Cette formulation, respectueuse du principe de subsidiarité, risque cependant de conduire à de nombreux contentieux et, à terme, à une remise en cause des missions d'intérêt économique général. Il est donc nécessaire que les États aient la possibilité, dès avant l'adoption des propositions de directives, de préciser le contenu qu'ils entendent donner aux missions d'intérêt économique général. Ces missions d'intérêt économique général ne devraient pas pouvoir être remises en cause après l'adoption des propositions de directives.

* La difficulté la plus sérieuse est celle posée par l'Accès des Tiers au Réseau (A.T.R.). Certes, la Commission a renoncé à l'A.T.R. libre et obligatoire qu'elle envisageait précédemment. Néanmoins, l'A.T.R. négocié qu'elle propose désormais serait ouvert sur la base de critères généraux et les procédures de recours pourraient permettre à la Commission d'exercer une pression en faveur de son extension.

Or, l'A.T.R. présente de nombreux dangers :

- il conduira le producteur à choisir des investissements rapidement rentables, ce qui va contre la stratégie d'investissements à long terme entreprise par la France depuis longtemps ;

- il risque de mener à une dépéréquation des tarifs et, par là même, à une remise en cause de la politique d'aménagement du territoire. Les consommateurs éligibles à l'A.T.R. pourront négocier des tarifs avantageux, tandis que les petits consommateurs risquent de supporter le coût de cette concurrence ;

- il n'est pas compatible avec l'obligation de fourniture ; si un client peut choisir entre plusieurs fournisseurs, aucun d'entre eux ne pourra accepter de lui donner une assurance de fourniture ;

- dans le secteur du gaz naturel, l'A.T.R. favoriserait l'établissement de courants directs entre certains gros consommateurs et les producteurs. Or, ceux-ci sont peu nombreux ; il est donc important que la force d'achat soit elle aussi concentrée pour une meilleure négociation des contrats.

On ne peut accepter que soit remise en cause une organisation du transport et de la distribution d'électricité qui a fait ses preuves, au profit d'un système dont les risques sont considérables et les bénéfices, en termes de niveau des prix, très hypothétiques . Il faut en outre souligner que l'Accès des Tiers au Réseau n'est en aucun cas le corollaire indispensable de l'ouverture des monopoles de production, d'importation et d'exportation.

*

* *

La présente proposition d'acte communautaire pose également un problème juridique important.
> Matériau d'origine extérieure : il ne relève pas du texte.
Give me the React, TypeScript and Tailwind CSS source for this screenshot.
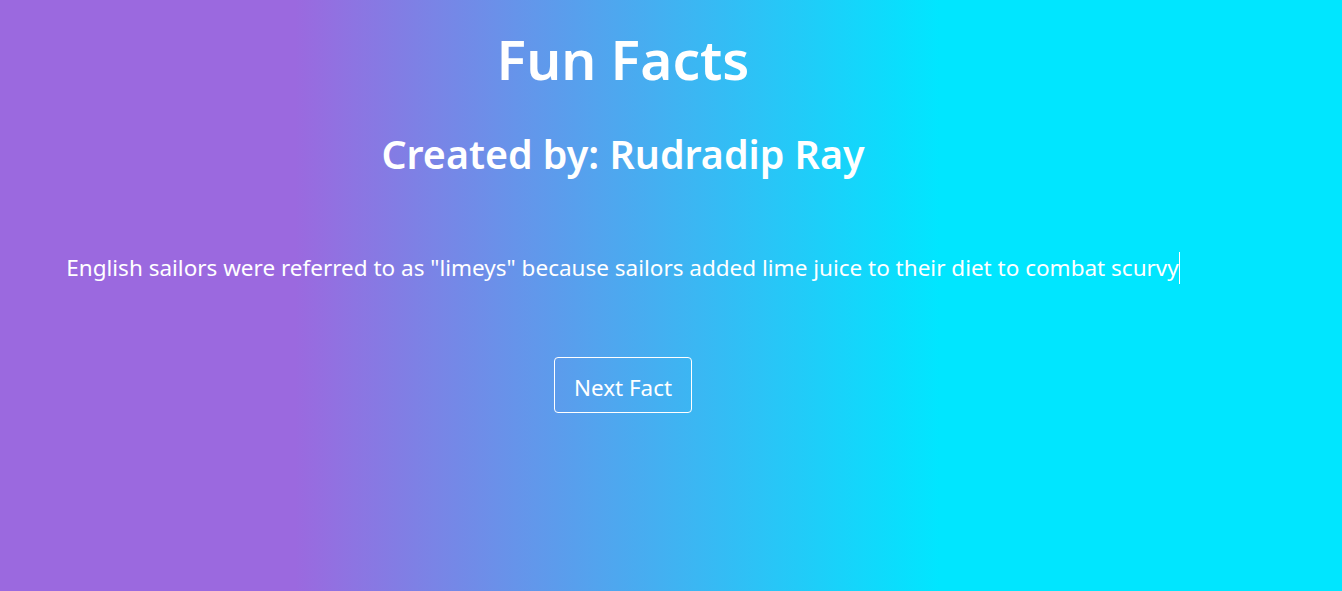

La Commission, au début de la procédure, a en effet envisagé de présenter ce texte sur la base de l'article 90-3 du Traité de Rome qui, selon l'interprétation qu'en fait la Cour de justice des Communautés européennes, lui permet de prendre seule des directives, dès lors qu'elles concernent le respect des règles de concurrence par les entreprises de service public.

C'est la pression des États membres de l'Union européenne qui a conduit la Commission à formuler ces propositions sur la base de l'article 100 A du Traité, qui implique la participation au processus décisionnel du Parlement européen et du Conseil.
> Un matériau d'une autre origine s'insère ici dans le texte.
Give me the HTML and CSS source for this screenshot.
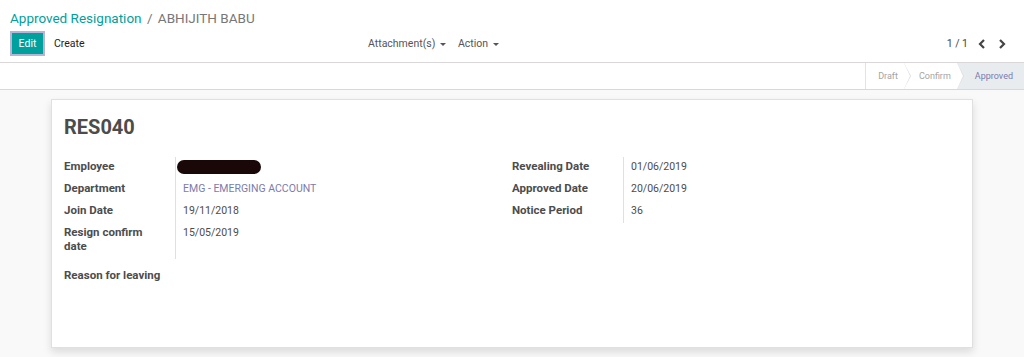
FILE: index.html
```html
<!DOCTYPE html>
<html lang="en">
<head>
    <meta charset="UTF-8">
    <title>Approved Resignation</title>
    <link rel="stylesheet" href="styles.css">
</head>
<body>
    <div class="control-panel">
        <div class="breadcrumb">
            <a href="#">Approved Resignation</a>
            <span class="sep">/</span>
            <span class="current">ABHIJITH BABU</span>
        </div>
        <div class="cp-row">
            <div class="cp-buttons">
                <button class="btn-edit">Edit</button>
                <button class="btn-link">Create</button>
            </div>
            <div class="cp-sidebar">
                <span class="dropdown">Attachment(s) <span class="caret"></span></span>
                <span class="dropdown">Action <span class="caret"></span></span>
            </div>
            <div class="pager">
                <span class="pager-value">1 / 1</span>
                <svg width="10" height="12" viewBox="0 0 10 12"><path d="M7 2 L3 6 L7 10" fill="none" stroke="#444" stroke-width="2.2"/></svg>
                <svg width="10" height="12" viewBox="0 0 10 12"><path d="M3 2 L7 6 L3 10" fill="none" stroke="#444" stroke-width="2.2"/></svg>
            </div>
        </div>
    </div>

    <div class="statusbar">
        <div class="status-steps">
            <span class="step">Draft</span>
            <span class="step">Confirm</span>
            <span class="step active">Approved</span>
        </div>
    </div>

    <div class="sheet-bg">
        <div class="sheet">
            <h1 class="title">RES040</h1>
            <div class="groups">
                <table class="group">
                    <tr><td class="label">Employee</td><td class="value"><span class="redact"></span></td></tr>
                    <tr><td class="label">Department</td><td class="value"><a href="#">EMG - EMERGING ACCOUNT</a></td></tr>
                    <tr><td class="label">Join Date</td><td class="value">19/11/2018</td></tr>
                    <tr><td class="label">Resign confirm<br>date</td><td class="value">15/05/2019</td></tr>
                </table>
                <table class="group">
                    <tr><td class="label">Revealing Date</td><td class="value">01/06/2019</td></tr>
                    <tr><td class="label">Approved Date</td><td class="value">20/06/2019</td></tr>
                    <tr><td class="label">Notice Period</td><td class="value">36</td></tr>
                </table>
            </div>
            <div class="reason">Reason for leaving</div>
        </div>
    </div>
</body>
</html>
```

FILE: styles.css
```css
body {
    margin: 0;
    font-family: Roboto, "Noto Sans", sans-serif;
    font-size: 10.5px;
    color: #4c4c4c;
    background-color: #f9f9f9;
    height: 357px;
    overflow: hidden;
}
.control-panel {
    background-color: #fff;
    padding: 8px 10px 0 10px;
    height: 54px;
    border-bottom: 1px solid #d9d7d7;
}
.breadcrumb {
    font-size: 13.5px;
    line-height: 20px;
    height: 21px;
}
.breadcrumb a {
    color: #00a09d;
    text-decoration: none;
}
.breadcrumb .sep {
    color: #777;
    margin: 0 2px;
}
.breadcrumb .current {
    color: #777;
}
.cp-row {
    display: flex;
    align-items: center;
    margin-top: 2px;
}
.cp-buttons {
    display: flex;
    align-items: center;
    width: 358px;
}
.btn-edit {
    background-color: #00a09d;
    color: #fff;
    border: 2px solid #b6b5d8;
    font-family: inherit;
    font-size: 10.5px;
    height: 25px;
    width: 35px;
    padding: 0;
}
.btn-link {
    background: none;
    border: none;
    font-family: inherit;
    font-size: 10.5px;
    color: #222;
    padding: 0 0 0 9px;
}
.cp-sidebar {
    display: flex;
    gap: 12px;
    flex: 1;
    color: #555;
}
.caret {
    display: inline-block;
    width: 0;
    height: 0;
    border-left: 3px solid transparent;
    border-right: 3px solid transparent;
    border-top: 3px solid #555;
    vertical-align: middle;
    margin-left: 2px;
}
.pager {
    display: flex;
    align-items: center;
    gap: 10px;
    padding-right: 7px;
}
.pager-value {
    color: #444;
    margin-right: -1px;
}
.statusbar {
    background-color: #fff;
    height: 26px;
    border-bottom: 1px solid #d9d7d7;
    display: flex;
    justify-content: flex-end;
}
.status-steps {
    display: flex;
    height: 100%;
    border-left: 1px solid #e3e3e3;
}
.step {
    position: relative;
    display: flex;
    align-items: center;
    font-size: 9px;
    color: #a4a4a4;
    padding: 0 6px 0 15px;
}
.step:first-child {
    padding-left: 12px;
}
.step::after {
    content: "";
    position: absolute;
    right: -7px;
    top: 0;
    width: 0;
    height: 0;
    border-top: 13px solid transparent;
    border-bottom: 13px solid transparent;
    border-left: 7px solid #dcdcdc;
    z-index: 1;
}
.step::before {
    content: "";
    position: absolute;
    right: -6px;
    top: 0;
    width: 0;
    height: 0;
    border-top: 13px solid transparent;
    border-bottom: 13px solid transparent;
    border-left: 6px solid #fff;
    z-index: 2;
}
.step.active {
    background-color: #e9ecef;
    color: #7c7bad;
    padding-left: 18px;
    padding-right: 11px;
}
.step.active::after,
.step.active::before {
    display: none;
}
.sheet-bg {
    padding: 9px 0 0 51px;
}
.sheet {
    background-color: #fff;
    width: 922px;
    height: 249px;
    border: 1px solid #e0e0e0;
    box-shadow: 0 4px 8px rgba(0, 0, 0, 0.12);
    padding: 0 12px;
    box-sizing: border-box;
}
.title {
    font-size: 20px;
    font-weight: bold;
    color: #4c4c4c;
    margin: 13px 0 0 0;
    line-height: 28px;
}
.groups {
    display: flex;
    align-items: flex-start;
    margin-top: 16px;
}
.group {
    border-collapse: collapse;
    width: 448px;
}
.label {
    font-size: 11.5px;
    font-weight: bold;
    color: #4c4c4c;
    width: 111px;
    padding: 2px 0 6px 0;
    vertical-align: top;
    line-height: 14px;
}
.value {
    border-left: 1px solid #e0e0e0;
    padding: 3px 0 5px 7px;
    vertical-align: top;
    line-height: 14px;
}
.value a {
    color: #7c7bad;
    text-decoration: none;
}
.redact {
    display: inline-block;
    width: 84px;
    height: 14px;
    background-color: #1a0808;
    border-radius: 7px;
    margin-left: -6px;
    vertical-align: top;
}
.reason {
    font-size: 11.5px;
    font-weight: bold;
    margin-top: 9px;
}
```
Néanmoins, cette situation risque de se reproduire. On ne peut accepter que la Commission prenne seule, sans intervention des organes dotés d'une légitimité démocratique - Parlement européen et Conseil des ministres -, des décisions sur des sujets aussi importants que l'ouverture des monopoles électrique et gazier. Une telle procédure ne peut, en outre, que renforcer l'image d'une Union européenne au fonctionnement peu démocratique.

Il est nécessaire que l'article 90-3 du Traité de Rome soit modifié à l'occasion de la prochaine révision institutionnelle prévue en 1996 afin que le Parlement européen et le Conseil des ministres soient systématiquement associés au processus de décision.
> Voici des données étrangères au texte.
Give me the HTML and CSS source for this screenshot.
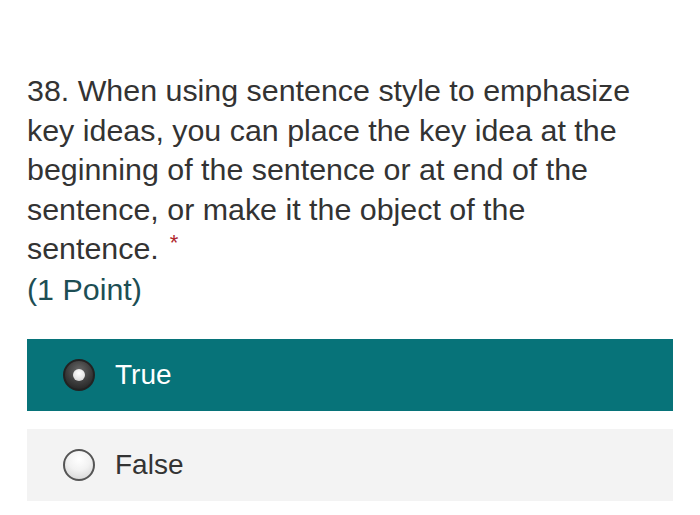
FILE: index.html
```html
<!DOCTYPE html>
<html>
<head>
<meta charset="utf-8">
<link rel="stylesheet" href="styles.css">
</head>
<body>
<div class="question">
  <div class="title">38. When using sentence style to emphasize key ideas, you can place the key idea at the beginning of the sentence or at end of the sentence, or make it the object of the sentence.<span class="req">*</span></div>
  <div class="points">(1 Point)</div>
  <div class="options">
    <div class="option selected">
      <span class="radio checked"><span class="dot"></span></span>
      <span class="label">True</span>
    </div>
    <div class="option">
      <span class="radio"></span>
      <span class="label">False</span>
    </div>
  </div>
</div>
</body>
</html>
```
FILE: styles.css
```css
html, body {
  margin: 0;
  padding: 0;
  background: #ffffff;
}
body {
  font-family: "Liberation Sans", Arial, sans-serif;
  color: #333333;
}
.question {
  padding: 71px 27px 0 27px;
}
.title {
  font-size: 30.4px;
  line-height: 39.5px;
  color: #333333;
  width: 620px;
}
.req {
  color: #b0272d;
  margin-left: 11px;
  font-size: 22px;
  line-height: 1;
  vertical-align: 9px;
}
.points {
  font-size: 30.4px;
  line-height: 40px;
  color: #1d4e54;
}
.options {
  margin-top: 30px;
  width: 646px;
  display: flex;
  flex-direction: column;
  gap: 18px;
}
.option {
  height: 72px;
  display: flex;
  align-items: center;
  background: #f3f3f3;
  padding-left: 36px;
}
.option.selected {
  background: #077379;
}
.label {
  font-size: 28px;
  margin-left: 20px;
  color: #333333;
}
.selected .label {
  color: #ffffff;
}
.radio {
  width: 28px;
  height: 28px;
  border-radius: 50%;
  border: 2px solid #555;
  background: radial-gradient(circle at 50% 30%, #ffffff 0%, #f2f2f2 45%, #cfcfcf 100%);
  display: flex;
  align-items: center;
  justify-content: center;
  box-sizing: content-box;
  flex: none;
}
.radio.checked {
  border-color: #222;
  background: radial-gradient(circle at 50% 35%, #6a6a6a 0%, #3a3a3a 55%, #1a1a1a 100%);
}
.dot {
  width: 12px;
  height: 12px;
  border-radius: 50%;
  background: radial-gradient(circle at 50% 35%, #ffffff 0%, #e4e4e4 60%, #bdbdbd 100%);
}
```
Pour ces différents motifs, il vous est proposé, Mesdames, Messieurs, d'adopter la proposition de résolution suivante :

PROPOSITION DE RÉSOLUTION

Le Sénat,

Vu la proposition d'acte communautaire n° E-211 ;

Vu la proposition modifiée présentée par la Commission le 7 décembre 1993 ;

- Considérant que cette proposition a pour objet de réaliser le marché intérieur de l'électricité et du gaz naturel ;

- Considérant que cet objectif ne saurait être atteint que dans le respect des missions d'intérêt économique général incombant traditionnellement aux entreprises de ces secteurs ;

- Considérant qu'en vertu du principe de subsidiarité, l'organisation des services publics relève de la compétence des États membres de l'Union européenne ;

- Considérant que l'Accès des Tiers au Réseau (A.T.R.) présente des risques très grands pour un bénéfice hypothétique, dans le secteur du gaz naturel comme dans celui de l'électricité ;

- Considérant que la Commission a envisagé, dans un premier temps, de prendre la présente proposition d'acte communautaire sur la base de l'article 90-3 du Traité de Rome, c'est-à-dire sans intervention du Parlement européen et du Conseil ;

- Considérant que l'article 90-3, tel qu'il est utilisé par la Commission européenne et interprété par la Cour de justice des Communautés européennes, nuit au fonctionnement démocratique de l'Union européenne ;

Invite le Gouvernement

- à rappeler au Conseil de l'Union européenne la compétence des États membres en matière d'organisation des services publics et le principe de l'égalité des citoyens devant le service public ;

- à préciser ce que sont les missions d'intérêt économique général et à veiller à ce que ces missions, qui doivent avoir priorité sur toute autre considération, ne puissent être remises en cause après l'adoption des propositions de directives ;

- à refuser toute forme d'accès des tiers au réseau, dans le secteur de l'électricité comme dans celui du gaz naturel ;

Invite en outre le Gouvernement à mettre tout en oeuvre pour qu'une réforme de l'article 90-3 du Traité de Rome intervienne lors de la révision institutionnelle de 1996 afin que le Parlement européen et le Conseil de l'Union européenne soient systématiquement associés au processus décisionnel.